Giovanardi e i suoi buchi nel cervello

Incontro insolito quello avvenuto in comunità, non dobbiamo nascondercelo.
Quando abbiamo ricevuto la telefonata della segreteria di Giovanardi che chiedeva di poter venire a San Benedetto ci siamo detti… bhè la nostra é una porta aperta sulla città accogliamo e diamo ascolto a tutti, poveri, tossicomani, disperati chiunque passi insomma, figuriamoci se non ascoltiamo Giovanardi!
E così e’ stato, ci siamo trovati nella sede genovese della comunità per ascoltare la scoperta scientifica più importante del nuovo millennio: «La droga buca il cervello», abbiamo le prove scientifiche!
Sarà il Dr. House-Serpellonni capo del nuovo dipartimento sulle droghe a supportare «scientificamente» il nuovo slogan delle destre, la tesi e’ semplice: attraverso lo scannig della scatola cranica sono visionabili “macchie” di diverso colore, «queste macchie rosse rivelano che qui si e’ perso il 5 per cento della sostanza celebrale».
Incredulità degli astanti, stampa compresa. Non serve un neurologo per dire che lo scannig è uno strumento di recente concezione che mostra le diverse coloriture delle corteccia celebrale in funzione… peccato che quelle «macchie» nessuno sa ancora con certezza cosa siano e ognuno le interpreta come vuole per dirla con le parole di Don Gallo, «Belin!
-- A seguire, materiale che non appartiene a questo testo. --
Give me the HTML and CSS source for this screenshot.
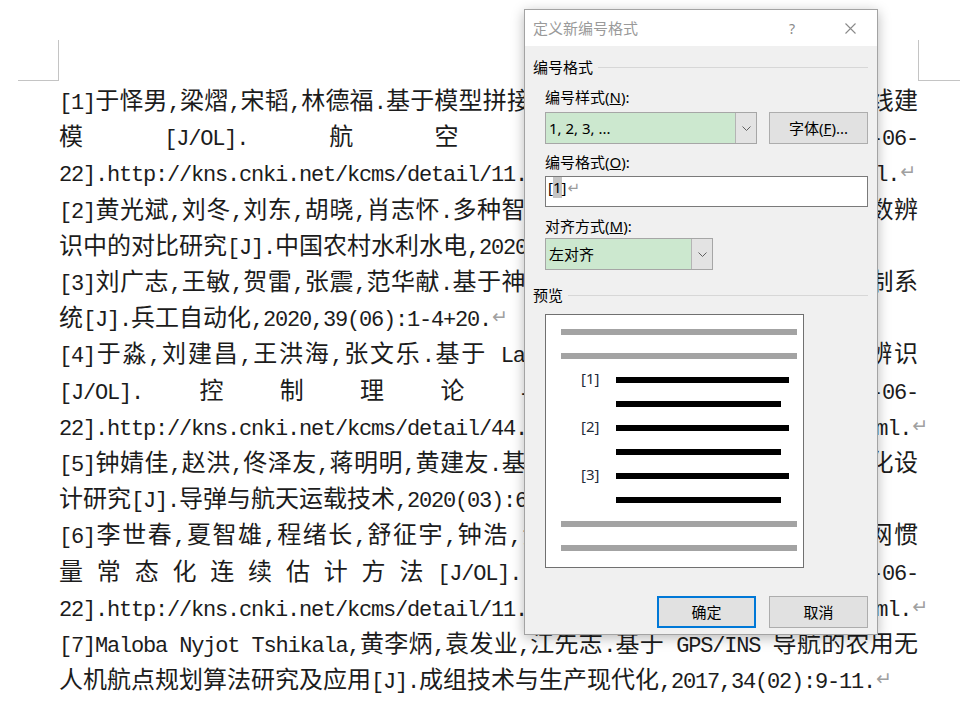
FILE: index.html
```html
<!DOCTYPE html>
<html lang="zh-CN">
<head>
<meta charset="UTF-8">
<title>定义新编号格式</title>
<link rel="stylesheet" href="styles.css">
</head>
<body>
<div class="marks">
    <div class="mark left"></div>
    <div class="mark right"></div>
</div>

<div class="doc">
    <div class="ln"><span class="m">[1]</span>于怿男<span class="m">,</span>梁熠<span class="m">,</span>宋韬<span class="m">,</span>林德福<span class="m">.</span>基于模型拼接的大展弦比飞翼布局无人机全包线建</div>
    <div class="ln">模<span class="m">[J/OL].</span>航空学报<span class="m">:1-14[2020-06-</span></div>
    <div class="ln end"><span class="m">22].http://kns.cnki.net/kcms/detail/11.1929.V.20200615.1406.0004.html.</span><span class="pm">↵</span></div>

    <div class="ln"><span class="m">[2]</span>黄光斌<span class="m">,</span>刘冬<span class="m">,</span>刘东<span class="m">,</span>胡晓<span class="m">,</span>肖志怀<span class="m">.</span>多种智能优化算法在水轮机调节系统参数辨</div>
    <div class="ln end">识中的对比研究<span class="m">[J].</span>中国农村水利水电<span class="m">,2020(06):108-112.</span><span class="pm">↵</span></div>

    <div class="ln"><span class="m">[3]</span>刘广志<span class="m">,</span>王敏<span class="m">,</span>贺雷<span class="m">,</span>张震<span class="m">,</span>范华献<span class="m">.</span>基于神经网络的电动舵机自适应滑模控制系</div>
    <div class="ln end">统<span class="m">[J].</span>兵工自动化<span class="m">,2020,39(06):1-4+20.</span><span class="pm">↵</span></div>

    <div class="ln"><span class="m">[4]</span>于淼<span class="m">,</span>刘建昌<span class="m">,</span>王洪海<span class="m">,</span>张文乐<span class="m">.</span>基于<span class="m"> Laguerre </span>函数的分数阶系统在线辨识</div>
    <div class="ln"><span class="m">[J/OL].</span>控制理论与应用<span class="m">:1-9[2020-06-</span></div>
    <div class="ln end"><span class="m">22].http://kns.cnki.net/kcms/detail/44.1240.TP.20200615.1023.0024.html.</span><span class="pm">↵</span></div>

    <div class="ln"><span class="m">[5]</span>钟婧佳<span class="m">,</span>赵洪<span class="m">,</span>佟泽友<span class="m">,</span>蒋明明<span class="m">,</span>黄建友<span class="m">.</span>基于代理模型的火箭发动机喷管优化设</div>
    <div class="ln end">计研究<span class="m">[J].</span>导弹与航天运载技术<span class="m">,2020(03):65-70.</span><span class="pm">↵</span></div>

    <div class="ln"><span class="m">[6]</span>李世春<span class="m">,</span>夏智雄<span class="m">,</span>程绪长<span class="m">,</span>舒征宇<span class="m">,</span>钟浩<span class="m">,</span>涂春鸣<span class="m">.</span>基于广域相量测量的电网惯</div>
    <div class="ln">量常态化连续估计方法<span class="m">[J/OL].</span>中国舰船研究<span class="m">:1-9[2020-06-</span></div>
    <div class="ln end"><span class="m">22].http://kns.cnki.net/kcms/detail/11.2107.TM.20200615.1502.0003.html.</span><span class="pm">↵</span></div>

    <div class="ln"><span class="m">[7]Maloba Nyjot Tshikala,</span>黄李炳<span class="m">,</span>袁发业<span class="m">,</span>江先志<span class="m">.</span>基于<span class="m"> GPS/INS </span>导航的农用无</div>
    <div class="ln end">人机航点规划算法研究及应用<span class="m">[J].</span>成组技术与生产现代化<span class="m">,2017,34(02):9-11.</span><span class="pm">↵</span></div>
</div>

<div class="dlg">
    <div class="dlg-title">
        <span class="dlg-name">定义新编号格式</span>
        <span class="dlg-help">?</span>
        <span class="dlg-close">
            <svg width="11" height="11" viewBox="0 0 11 11"><path d="M0.5 0.5L10.5 10.5M10.5 0.5L0.5 10.5" stroke="#8a8a8a" stroke-width="1.1" fill="none"/></svg>
        </span>
    </div>
    <div class="dlg-body">
        <div class="group"><span>编号格式</span><i class="rule"></i></div>

        <div class="field-label">编号样式(<u>N</u>):</div>
        <div class="row">
            <div class="combo combo-style">
                <span class="combo-val">1, 2, 3, ...</span>
                <span class="combo-btn"><svg width="9" height="5" viewBox="0 0 9 5"><polyline points="0.5,0.5 4.5,4.5 8.5,0.5" stroke="#606060" fill="none"/></svg></span>
            </div>
            <div class="btn">字体(<u>F</u>)...</div>
        </div>

        <div class="field-label">编号格式(<u>O</u>):</div>
        <div class="input">[<span class="sel">1</span>]<span class="mark-pm">↵</span></div>

        <div class="field-label">对齐方式(<u>M</u>):</div>
        <div class="combo combo-align">
            <span class="combo-val">左对齐</span>
            <span class="combo-btn"><svg width="9" height="5" viewBox="0 0 9 5"><polyline points="0.5,0.5 4.5,4.5 8.5,0.5" stroke="#606060" fill="none"/></svg></span>
        </div>

        <div class="group group-pv"><span>预览</span><i class="rule"></i></div>
        <div class="preview">
            <div class="pv-row"><i class="bar gray"></i></div>
            <div class="pv-row"><i class="bar gray"></i></div>
            <div class="pv-row"><span class="pv-num">[1]</span><i class="bar long"></i></div>
            <div class="pv-row"><i class="bar short"></i></div>
            <div class="pv-row"><span class="pv-num">[2]</span><i class="bar long"></i></div>
            <div class="pv-row"><i class="bar short"></i></div>
            <div class="pv-row"><span class="pv-num">[3]</span><i class="bar long"></i></div>
            <div class="pv-row"><i class="bar short"></i></div>
            <div class="pv-row"><i class="bar gray"></i></div>
            <div class="pv-row"><i class="bar gray"></i></div>
        </div>

        <div class="actions">
            <div class="btn primary">确定</div>
            <div class="btn">取消</div>
        </div>
    </div>
</div>
</body>
</html>
```

FILE: styles.css
```css
*{
    margin:0;
    padding:0;
    box-sizing:border-box;
}
body{
    background:#fff;
    width:970px;
    height:701px;
    overflow:hidden;
    position:relative;
}
/* page corner marks */
.marks{
    display:flex;
    justify-content:space-between;
    padding:40px 10px 0 18px;
}
.mark{
    height:41px;
    border-bottom:1px solid #c4c4c4;
}
.mark.left{
    width:41px;
    border-right:1px solid #c4c4c4;
}
.mark.right{
    width:42px;
    border-left:1px solid #c4c4c4;
}
/* document text */
.doc{
    width:859px;
    margin-left:59px;
    font-family:"Noto Sans CJK SC",sans-serif;
    font-size:24px;
    line-height:36.2px;
    color:#1c1c1c;
}
.ln{
    text-align:justify;
    text-align-last:justify;
}
.ln.end{
    text-align-last:left;
}
.m{
    font-family:"Liberation Mono",monospace;
    font-size:22px;
    letter-spacing:-1.2px;
    line-height:1;
}
.pm{
    font-family:"DejaVu Sans",sans-serif;
    font-size:19px;
    line-height:1;
    color:#a0a0a0;
    margin-left:1px;
    position:relative;
    top:-3px;
}
/* dialog */
.dlg{
    position:absolute;
    left:524px;
    top:9px;
    width:354px;
    height:626px;
    border:1px solid #a3a3a3;
    background:#f0f0f0;
    box-shadow:0 3px 12px rgba(0,0,0,0.28);
    font-family:"Noto Sans","Noto Sans CJK SC",sans-serif;
    font-size:15px;
    color:#000;
    z-index:2;
}
.dlg-title{
    height:36px;
    background:#fff;
    display:flex;
    align-items:center;
    padding-left:8px;
    color:#9a9a9a;
}
.dlg-name{
    flex:1;
    line-height:20px;
}
.dlg-help{
    width:20px;
    text-align:center;
    margin-right:25px;
    font-size:14px;
    color:#8a8a8a;
}
.dlg-close{
    width:46px;
    margin-right:4px;
    display:flex;
    justify-content:center;
    align-items:center;
}
.dlg-close svg{
    display:block;
}
.dlg-body{
    padding:11px 9px 0 8px;
}
.group{
    display:flex;
    align-items:center;
    height:20px;
    line-height:20px;
    gap:5px;
}
.group .rule{
    flex:1;
    border-top:1px solid #d7d7d7;
    height:0;
}
.group-pv{
    margin-top:15px;
}
.field-label{
    margin-left:12px;
    height:20px;
    line-height:20px;
}
.group + .field-label{
    margin-top:10px;
}
.row + .field-label{
    margin-top:8px;
}
.input + .field-label{
    margin-top:9px;
}
.row{
    display:flex;
    gap:12px;
    margin:5px 0 0 12px;
}
.combo{
    height:32px;
    display:flex;
    border:1px solid #a6a6a6;
    background:#cce8cf;
}
.combo-style{
    width:212px;
}
.combo-align{
    width:168px;
    margin:2px 0 0 12px;
}
.combo-val{
    flex:1;
    padding-left:3px;
    line-height:30px;
}
.combo-btn{
    width:21px;
    background:#e3e3e3;
    border-left:1px solid #b4b4b4;
    display:flex;
    align-items:center;
    justify-content:center;
}
.combo-btn svg{
    display:block;
}
.btn{
    width:99px;
    height:32px;
    line-height:30px;
    text-align:center;
    background:#e1e1e1;
    border:1px solid #adadad;
}
.btn.primary{
    border:2px solid #0078d7;
    line-height:28px;
}
.input{
    width:323px;
    height:31px;
    margin:4px 0 0 12px;
    background:#fff;
    border:1px solid #7a7a7a;
    padding-left:2px;
    line-height:21px;
}
.sel{
    background:#c5c5c5;
    display:inline-block;
}
.mark-pm{
    font-family:"DejaVu Sans",sans-serif;
    font-size:15px;
    color:#9a9a9a;
    margin-left:1px;
}
/* preview */
.preview{
    width:259px;
    height:254px;
    margin:9px 0 0 12px;
    border:1px solid #707070;
    background:#fff;
    padding:5px 0 0 15px;
}
.pv-row{
    height:24px;
    display:flex;
    align-items:center;
}
.pv-num{
    width:55px;
    padding:0 0 4px 20px;
    font-size:15px;
    line-height:17px;
    color:#1f2b3a;
}
.bar{
    display:block;
    height:6px;
}
.bar.gray{
    width:236px;
    background:#a3a3a3;
}
.bar.long{
    width:173px;
    background:#000;
}
.bar.short{
    width:165px;
    margin-left:55px;
    background:#000;
}
.actions{
    display:flex;
    justify-content:flex-end;
    gap:13px;
    margin-top:28px;
}
```
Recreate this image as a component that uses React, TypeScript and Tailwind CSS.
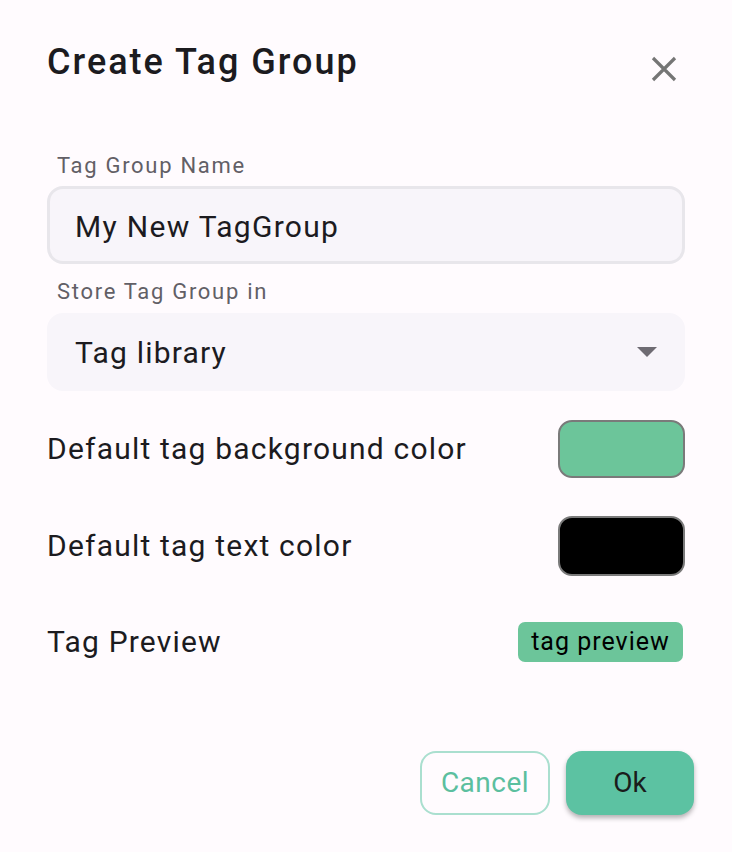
import React from "react";

const font = { fontFamily: "Roboto, 'Noto Sans', sans-serif" };

function CloseIcon() {
  return (
    <svg width="28" height="28" viewBox="0 0 28 28" fill="none">
      <path d="M3 3 L25 25 M25 3 L3 25" stroke="#757575" strokeWidth="3.2" strokeLinecap="butt" />
    </svg>
  );
}

export default function App() {
  return (
    <div className="w-[732px] h-[852px] bg-[#fffbfe] text-[#1c1b1f] overflow-hidden" style={font}>
      <div className="flex flex-col pl-[47px] pr-[47px] pt-[38px]">
        <div className="flex items-start justify-between">
          <h1 className="text-[36px] leading-[48px] font-medium tracking-[2px]">Create Tag Group</h1>
          <div className="pt-[17px] pr-[7px]">
            <CloseIcon />
          </div>
        </div>

        <label className="mt-[65px] ml-[10px] text-[22px] leading-[29px] tracking-[1.7px] text-[#625f66]">
          Tag Group Name
        </label>
        <div className="mt-[6px] h-[78px] rounded-[16px] border-[3px] border-[#e8e6eb] bg-[#f8f5fa] flex items-center pl-[25px]">
          <span className="text-[30px] leading-[36px] tracking-[1.3px] pt-[3px]">My New TagGroup</span>
        </div>

        <label className="mt-[13px] ml-[10px] text-[22px] leading-[29px] tracking-[1.7px] text-[#625f66]">
          Store Tag Group in
        </label>
        <div className="mt-[7px] h-[78px] rounded-[16px] bg-[#f8f5fa] flex items-center justify-between pl-[28px] pr-[28px]">
          <span className="text-[30px] leading-[36px] tracking-[1.2px] pt-[2px]">Tag library</span>
          <svg width="20" height="10" viewBox="0 0 20 10">
            <path d="M0 0 L20 0 L10 10 Z" fill="#6e6b72" />
          </svg>
        </div>

        <div className="mt-[29px] flex items-center justify-between h-[58px]">
          <span className="text-[30px] leading-[36px] tracking-[1.2px]">Default tag background color</span>
          <div className="w-[127px] h-[58px] rounded-[14px] border-2 border-[#7a7a7a] bg-[#6cc59a]" />
        </div>

        <div className="mt-[38px] flex items-center justify-between h-[60px]">
          <span className="text-[30px] leading-[36px] tracking-[1.2px]">Default tag text color</span>
          <div className="w-[127px] h-[60px] rounded-[14px] border-2 border-[#7a7a7a] bg-black" />
        </div>

        <div className="mt-[46px] flex items-center justify-between h-[40px]">
          <span className="text-[30px] leading-[36px] tracking-[1.2px]">Tag Preview</span>
          <div className="mr-[2px] h-[40px] w-[165px] rounded-[7px] bg-[#6cc59a] flex items-center justify-center text-[25px] leading-[30px] tracking-[1px] text-black">
            tag preview
          </div>
        </div>

        <div className="mt-[89px] mr-[-9px] flex justify-end gap-[16px]">
          <button className="w-[130px] h-[64px] rounded-[16px] border-2 border-[#aadfcf] bg-transparent text-[28px] tracking-[0.5px] text-[#5bbf9f]">
            Cancel
          </button>
          <button className="w-[128px] h-[64px] rounded-[16px] bg-[#5cc2a2] text-[28px] text-[#1a1c1b] shadow-[0_3px_5px_rgba(0,0,0,0.3)]">
            Ok
          </button>
        </div>
      </div>
    </div>
  );
}
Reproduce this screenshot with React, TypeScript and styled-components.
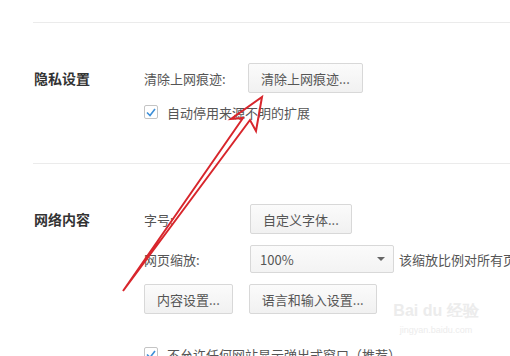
import React from 'react';
import styled, { createGlobalStyle } from 'styled-components';

const GlobalStyle = createGlobalStyle`
  html, body {
    margin: 0;
    padding: 0;
    background: #fff;
    overflow: hidden;
  }
  body {
    font-family: "Noto Sans CJK SC", "Noto Sans", sans-serif;
    font-size: 13px;
    color: #555;
  }
`;

// style
const Page = styled.div`
  position: relative;
  width: 510px;
  height: 356px;
  overflow: hidden;
  padding-left: 33px;
  padding-top: 22px;
  box-sizing: border-box;
  white-space: nowrap;
`;

const Section = styled.section<{ $top: number; $bottom: number }>`
  display: grid;
  grid-template-columns: 111px auto;
  border-top: 1px solid #ebebeb;
  padding-top: ${(p) => p.$top}px;
  padding-bottom: ${(p) => p.$bottom}px;
`;

const Heading = styled.h2`
  margin: 0;
  font-size: 14px;
  font-weight: 700;
  color: #333;
  line-height: 30px;
  padding-left: 1px;
`;

const Rows = styled.div`
  display: flex;
  flex-direction: column;
  gap: 11px;
`;

const Row = styled.div<{ $tall?: boolean }>`
  display: flex;
  align-items: center;
  height: ${(p) => (p.$tall ? 30 : 28)}px;
`;

const Label = styled.span<{ $width: number }>`
  display: inline-block;
  width: ${(p) => p.$width}px;
  color: #555;
`;

const Button = styled.button`
  height: 30px;
  padding: 0 12px;
  font-family: inherit;
  font-size: 13px;
  color: #555;
  background: linear-gradient(#fbfbfb, #f1f1f1);
  border: 1px solid #d8d8d8;
  border-radius: 2px;
  box-sizing: border-box;
`;

const ButtonRow = styled.div`
  display: flex;
  gap: 16px;
  height: 30px;
`;

const Select = styled.div`
  display: flex;
  align-items: center;
  justify-content: space-between;
  width: 144px;
  height: 28px;
  padding: 0 8px 0 9px;
  box-sizing: border-box;
  background: linear-gradient(#fbfbfb, #f3f3f3);
  border: 1px solid #d8d8d8;
  border-radius: 2px;
  color: #555;
`;

const Caret = styled.span`
  width: 0;
  height: 0;
  border-left: 4px solid transparent;
  border-right: 4px solid transparent;
  border-top: 4px solid #666;
`;

const Note = styled.span`
  margin-left: 5px;
  color: #555;
`;

const CheckRow = styled.label<{ $gapTop?: number }>`
  display: flex;
  align-items: center;
  gap: 9px;
  height: 16px;
  margin-top: ${(p) => p.$gapTop ?? 0}px;
  color: #555;
`;

const Box = styled.span`
  display: inline-flex;
  align-items: center;
  justify-content: center;
  width: 14px;
  height: 14px;
  border: 1px solid #c4c4c4;
  border-radius: 2px;
  background: #fff;
  box-sizing: border-box;
`;

const Watermark = styled.div`
  position: absolute;
  left: 391px;
  top: 303px;
  width: 90px;
  color: #ececec;
  font-family: "Liberation Sans", sans-serif;
  text-align: center;
  line-height: 1;
  b {
    display: block;
    font-size: 16px;
    font-weight: 700;
  }
  small {
    display: block;
    margin-top: 7px;
    font-size: 9px;
  }
`;

const Overlay = styled.svg`
  position: absolute;
  left: 0;
  top: 0;
  pointer-events: none;
`;

function Check() {
  return (
    <Box>
      <svg width="10" height="9" viewBox="0 0 10 9">
        <path d="M1 4.5 L4 7.5 L9 1" fill="none" stroke="#3d8fd8" strokeWidth="1.6" />
      </svg>
    </Box>
  );
}

function App() {
  return (
    <>
      <GlobalStyle />
      <Page>
        <Section $top={40} $bottom={43}>
          <Heading>隐私设置</Heading>
          <Rows>
            <Row $tall>
              <Label $width={104}>清除上网痕迹:</Label>
              <Button>清除上网痕迹...</Button>
            </Row>
            <CheckRow>
              <Check />
              自动停用来源不明的扩展
            </CheckRow>
          </Rows>
        </Section>
        <Section $top={40} $bottom={0}>
          <Heading>网络内容</Heading>
          <Rows>
            <Row $tall>
              <Label $width={106}>字号:</Label>
              <Button>自定义字体...</Button>
            </Row>
            <Row>
              <Label $width={106}>网页缩放:</Label>
              <Select>
                100%
                <Caret />
              </Select>
              <Note>该缩放比例对所有页面有效</Note>
            </Row>
            <ButtonRow>
              <Button>内容设置...</Button>
              <Button>语言和输入设置...</Button>
            </ButtonRow>
            <CheckRow $gapTop={21}>
              <Check />
              不允许任何网站显示弹出式窗口（推荐）
            </CheckRow>
          </Rows>
        </Section>
        <Watermark>
          <b>Bai du 经验</b>
          <small>jingyan.baidu.com</small>
        </Watermark>
        <Overlay width="510" height="356" viewBox="0 0 510 356">
          <path
            d="M123 291 L243 118 L231 119 L262 97 L256 131 L250 120 L123 291 Z"
            fill="none"
            stroke="#d8262c"
            strokeWidth="2"
            strokeLinejoin="miter"
          />
        </Overlay>
      </Page>
    </>
  );
}

export default App;
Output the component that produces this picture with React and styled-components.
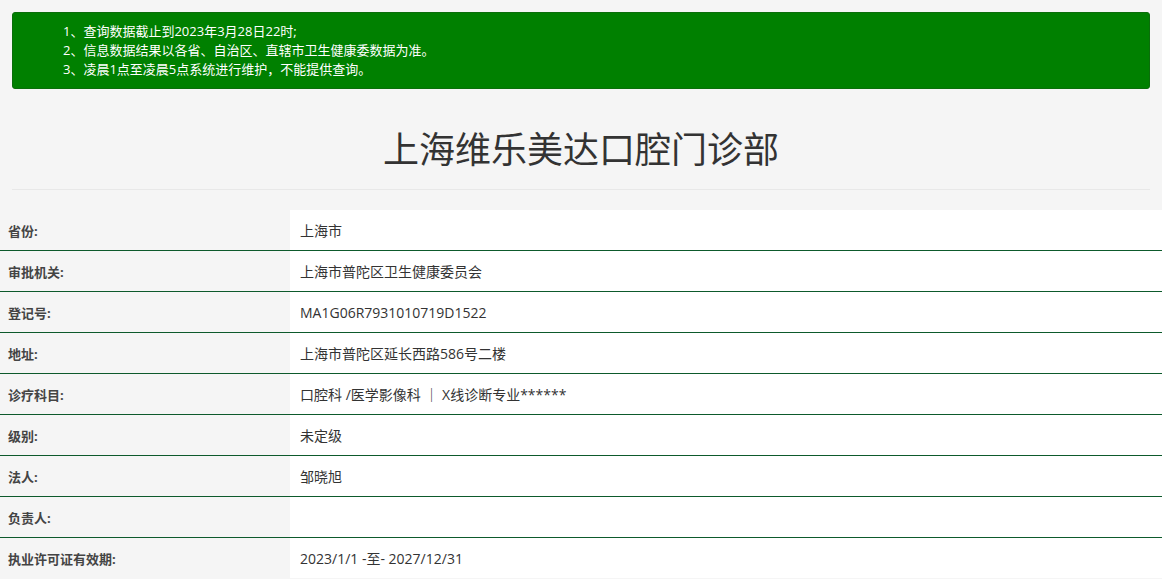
import React from "react";
import styled, { createGlobalStyle } from "styled-components";

const Global = createGlobalStyle`
  body { margin: 0; background: #f5f5f5; font-family: "Open Sans", "Noto Sans CJK SC", sans-serif; color: #333; }
`;
const Page = styled.div`padding-top: 12px;`;
const Notice = styled.div`
  margin: 0 12px; background: #008000; border: 1px solid #0a6e0a; border-radius: 3px;
  padding: 9px 0 9px 50px; color: #fff; font-size: 13px; line-height: 19px;
`;
const Title = styled.h1`
  margin: 36px 12px 0; padding-bottom: 14px; border-bottom: 1px solid #e8e8e8;
  text-align: center; font-weight: 400; font-size: 36px; line-height: 50px; color: #333;
`;
const Table = styled.div`margin-top: 20px;`;
const Row = styled.div`
  display: grid; grid-template-columns: 290px 1fr; height: 40px;
  border-bottom: 1px solid ${p => (p.last ? "transparent" : "#0d5a2c")};
`;
const Label = styled.div`
  display: flex; align-items: center; padding-left: 8px; font-size: 13px; font-weight: 700; color: #444;
`;
const Value = styled.div`
  display: flex; align-items: center; padding-left: 10px; background: #fff; font-size: 14px; color: #333;
`;

const rows = [
  ["省份:", "上海市"],
  ["审批机关:", "上海市普陀区卫生健康委员会"],
  ["登记号:", "MA1G06R7931010719D1522"],
  ["地址:", "上海市普陀区延长西路586号二楼"],
  ["诊疗科目:", "口腔科 /医学影像科 ｜ X线诊断专业******"],
  ["级别:", "未定级"],
  ["法人:", "邹晓旭"],
  ["负责人:", ""],
  ["执业许可证有效期:", "2023/1/1 -至- 2027/12/31"],
];

export default function App() {
  return (
    <Page>
      <Global />
      <Notice>
        <div>1、查询数据截止到2023年3月28日22时;</div>
        <div>2、信息数据结果以各省、自治区、直辖市卫生健康委数据为准。</div>
        <div>3、凌晨1点至凌晨5点系统进行维护，不能提供查询。</div>
      </Notice>
      <Title>上海维乐美达口腔门诊部</Title>
      <Table>
        {rows.map(([l, v], i) => (
          <Row key={l} last={i === rows.length - 1}>
            <Label>{l}</Label>
            <Value>{v}</Value>
          </Row>
        ))}
      </Table>
    </Page>
  );
}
Che lo spinello faccia venire il buco al cervello non ci credo, non diciamo belinate!»
La disputa si conclude con la consegna da parte nostra di un documento tratto dalla Beckley Foundation, un recente dossier sulla cannabis compiuto da un osservatorio mondiale e presentato il tre ottobre scorso all’House of Lords di Westminster in collaborazione con l’Università di Oxford che riequilibra scientificamente e politicamente le loro amenità, per sintetizzare banalmente ciò che e’ proibito non può essere regolato e su ciò che non può essere regolato non possono esistere dati scientifici certi.
Inoltre dei loro allarmismi neurologici neanche l’ombra.

Appare chiara sin dalle prime battute di ieri (due giorni fa, ndr) la campagna di semplificazione e paura «La droga buca il cervello!» amplificare la mistificazione,creare allarme per spostare la realtà delle cose: Quali sono i benefici di 50 anni di proibizionismo, nel mondo e in Italia? Nell’ultimo anno e mezzo di attuazione della sua legge quali sono stati i miglioramenti? Che dati, anche falsi, avete?
Non crede che siamo di fronte a un emergenza educativa tale per cui gli under 20 non conoscono minimamente le sostanze che assumono? E lo stato del servizio pubblico (SERT) che e’ in ginocchio tra le privatizzazioni dei servizi e i tagli alla spesa pubblica?
Le risposte alle domande non arrivano, Giovanardi le elude, nega l’evidenza e l’esistente.
Arriva solo la sfida da parte sua e da noi rifiutata: tre nostri esperti contro tre vostri esperti a Roma per discutere della droga che buca il cervello!
Arrivano poi in risposta le nostre due promesse di lavoro: a Trieste, in marzo, sede della prossima conferenza governativa sulle droghe ci impegneremo per costruire una mobilitazione insieme a tutte quelle voci scientifiche, persone, studenti, genitori, consumatori, operatori, comunità di accoglienza e spazi sociali che non si arrendono di fronte alle dinamiche di controllo e propaganda del proibizionismo.
Dando vita ad un luogo di contestazione e messa in discussione di chi mente sapendo di mentire.

A Genova, ci impegneremo nella nostra battaglia per sperimentare luoghi igienici del consumo, sul modello della sala Baluard di Barcellona.
Il tentativo di spot «Lo spinello buca il cervello» di Giovanardi nella nostra comunità non è andato a buon fine, ma appare evidente ormai come le argomentazioni e le campagne su toni sensazionalistici volte a generare paura e controllo sociale necessitano da parte nostra un salto di qualità nel creare opposizione da un punto di vista culturale, scientifico e sociale.

La semplice libertà di consumo, intesa come esaltazione del consumo di massa, che abbiamo sperimentato in passato nel mobilitarci piuttosto che l’abuso di sostanze rischia di inserirsi perfettamente all’interno dei meccanismi di controllo biopolitico.

Servono quindi nuove sinergie fra i soggetti che prima citavamo e che intendiamo mobilitare in vista di Trieste, serve una maggior consapevolezza e la capacità di generare un dibattito politco che rompa gli argini della sola discussione sui consumi.
Servono la rabbia e la lucidità di chi vorrà mettere nell’angolo in quei giorni di marzo chi vuole vederci sotto controllo ai margini delle città e delle metropoli.
Tutto questo dipenderà certamente da noi.